I love Konglish. I never realized that I use it all the time, naturally code-switching from English to Konglish in the presence of Koreans. Many English instructors would consider Konglish problematic and try to fix it. But I think Konglish is different from just "bad English." Konglish seems to reflect some cultural values. For example, Koreans say "hand phone" instead of "cell phone," "eye shopping" instead of "window shopping," "meeting" to mean a "blind date," not a business gathering, and "man-to-man" to mean "one-on-one." Notice how all the former expressions are more intimate and personal. It would be interesting to study, in greater depth, the linguistics of Konglish.

According to Wikipedia, much of the Konglish appeared "following the Korean War when U.S. troops mixed with Korean troops─ troops speaking 'black English' caused the English words to be permeated into Korean English." Then, in the 20th Century, "a large class of Konglish words came into Korean usage by way of Japanese," whose words had already been modified. At the very least, Konglish is not just some random gibberish, but culture-imbued words that has evolved over time and is still under transition.

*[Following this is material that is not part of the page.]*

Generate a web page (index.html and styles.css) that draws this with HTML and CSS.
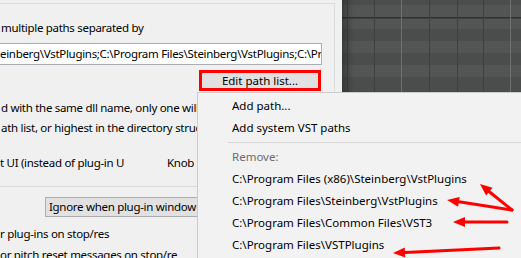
FILE: index.html
```html
<!DOCTYPE html>
<html>
<head>
<meta charset="utf-8">
<link rel="stylesheet" href="styles.css">
</head>
<body>
<div class="app">
  <section class="group">
    <div class="label">multiple paths separated by</div>
    <div class="field">einberg\VstPlugins;C:\Program Files\Steinberg\VstPlugins;C:\Program Files\Common Files\VST3</div>
    <button class="btn-edit">Edit path list...</button>
    <p class="note">d with the same dll name, only one will<br>ath list, or highest in the directory struct</p>
    <div class="row-ui"><span class="ui-label">t UI (instead of plug-in U</span><span class="knob">Knob</span></div>
    <hr class="sep">
    <div class="combo">Ignore when plug-in window i</div>
    <div class="check first">r plug-ins on stop/res</div>
    <div class="check">or pitch reset messages on stop/re</div>
  </section>
  <div class="arrange">
    <svg width="179" height="92" viewBox="0 0 179 92">
      <defs>
        <linearGradient id="shade" x1="0" x2="1" y1="0" y2="0">
          <stop offset="0" stop-color="#000" stop-opacity="0.28"/>
          <stop offset="1" stop-color="#000" stop-opacity="0"/>
        </linearGradient>
      </defs>
      <rect width="179" height="92" fill="#4b4d4c"/>
      <rect y="5" width="179" height="24" fill="#535554"/>
      <rect y="41" width="179" height="12" fill="#535554"/>
      <rect y="65" width="179" height="12" fill="#535554"/>
      <rect y="17" width="179" height="1.5" fill="#2e2f2e"/>
      <g fill="#3d3f3e">
        <rect x="5" width="1" height="92"/>
        <rect x="32" width="1" height="92"/>
        <rect x="87" width="1" height="92"/>
        <rect x="115" width="1" height="92"/>
        <rect x="141" width="1" height="92"/>
      </g>
      <g fill="#6e706f">
        <rect x="59" width="1" height="92"/>
        <rect x="168" width="1" height="92"/>
      </g>
      <rect width="12" height="92" fill="url(#shade)"/>
    </svg>
  </div>
</div>

<div class="menu">
  <div class="item">Add path...</div>
  <div class="item">Add system VST paths</div>
  <div class="menu-sep"></div>
  <div class="item disabled">Remove:</div>
  <div class="item">C:\Program Files (x86)\Steinberg\VstPlugins</div>
  <div class="item">C:\Program Files\Steinberg\VstPlugins</div>
  <div class="item">C:\Program Files\Common Files\VST3</div>
  <div class="item">C:\Program Files\VSTPlugins</div>
</div>

<svg class="arrows" width="521" height="258" viewBox="0 0 521 258">
  <g stroke="#f00" stroke-width="3" stroke-linecap="round" fill="none">
    <line x1="512" y1="210" x2="489" y2="191.5"/>
    <line x1="512" y1="210" x2="459" y2="201.8"/>
    <line x1="507" y1="222" x2="465" y2="222"/>
    <line x1="499" y1="248" x2="405" y2="252.4"/>
  </g>
  <g fill="#f00">
    <polygon points="480,184 492.5,187.7 486.1,195.5"/>
    <polygon points="447,200 459.7,196.9 458.1,206.7"/>
    <polygon points="453,222 465,217 465,227"/>
    <polygon points="393,253 405.2,257.4 404.8,247.4"/>
  </g>
</svg>
</body>
</html>
```
FILE: styles.css
```css
html, body {
  margin: 0;
  padding: 0;
}
body {
  width: 521px;
  height: 258px;
  overflow: hidden;
  position: relative;
  background: #f0f0f0;
  font-family: "Noto Sans", "Open Sans", sans-serif;
  font-size: 11.5px;
  color: #000;
}
.app {
  display: flex;
  align-items: flex-start;
  height: 258px;
  overflow: hidden;
}
.group {
  box-sizing: border-box;
  width: 335px;
  height: 255px;
  overflow: hidden;
  margin-top: 3px;
  border-top: 1px solid #dcdcdc;
  border-right: 1px solid #dcdcdc;
  padding: 0 12px 0 0;
  display: flex;
  flex-direction: column;
  flex-shrink: 0;
  letter-spacing: -0.3px;
}
.label {
  margin-top: 16px;
  line-height: 16px;
  padding-left: 1px;
  white-space: nowrap;
}
.field {
  margin-top: 7px;
  height: 22px;
  flex-shrink: 0;
  box-sizing: border-box;
  background: #fff;
  border: 1px solid #abadb3;
  border-left: none;
  line-height: 20px;
  white-space: nowrap;
  overflow: hidden;
}
.btn-edit {
  align-self: flex-end;
  flex-shrink: 0;
  margin: 5px 1px 0 0;
  width: 122px;
  height: 21px;
  box-sizing: border-box;
  border: 3px solid #f00;
  background: #e1e1e1;
  font: inherit;
  letter-spacing: 0;
  line-height: 13px;
  padding: 0;
  color: #000;
}
.note {
  margin: 7px 0 0;
  line-height: 20px;
  padding-left: 1px;
  white-space: nowrap;
}
.row-ui {
  margin-top: 15px;
  line-height: 20px;
  display: flex;
  white-space: nowrap;
}
.ui-label {
  width: 167px;
  flex-shrink: 0;
}
.sep {
  margin: 13px 0 0;
  border: none;
  border-top: 1px solid #d9d9d9;
  height: 0;
  flex-shrink: 0;
}
.combo {
  margin: 10px 0 0 45px;
  height: 20px;
  flex-shrink: 0;
  box-sizing: border-box;
  border: 1px solid #adadad;
  background: #e1e1e1;
  padding-left: 3px;
  line-height: 18px;
  white-space: nowrap;
}
.check {
  line-height: 21px;
  white-space: nowrap;
  flex-shrink: 0;
}
.check.first {
  margin-top: 6px;
}
.arrange {
  margin-left: 7px;
  flex: 1;
  height: 92px;
  overflow: hidden;
}
.arrange svg {
  display: block;
}
.menu {
  position: absolute;
  left: 197px;
  top: 92px;
  right: 0;
  bottom: 0;
  box-sizing: border-box;
  background: #f2f2f2;
  border-top: 1px solid #cccccc;
  border-left: 1px solid #cccccc;
  padding-top: 2px;
  overflow: hidden;
}
.item {
  height: 22px;
  line-height: 22px;
  padding-left: 34px;
  white-space: nowrap;
}
.item.disabled {
  color: #6d6d6d;
}
.menu-sep {
  height: 7px;
  margin-left: 30px;
  background: linear-gradient(#d7d7d7, #d7d7d7) no-repeat 0 3px / 100% 1px;
}
.arrows {
  position: absolute;
  left: 0;
  top: 0;
  pointer-events: none;
}
```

As a native English speaker immersed in both cultures, I enjoy and appreciate Konglish. Apparently, Korean nationals are also conscious of their Konglish usage. In a popular comedy show, there is a section called "Interview" where a Korean comedian tried to pass as a native speaker by using fluent Konglish. It is absolutely hilarious.

Konglish is an interlanguage. According to Wikipedia, interlanguage is "a language that has been developed by the learners of a second language who have not fully acquired it, but only approximated it, preserving some features of their first language in speaking or writing the target language, and creating innovations." After continuous usage, interlanguage becomes "fossilized," which means that the person has internalized the incorrect usage that it is difficult to change.

Granted, non-proper use of English ought to be fixed, but English instructors should first attempt to learn and understand it before correcting it.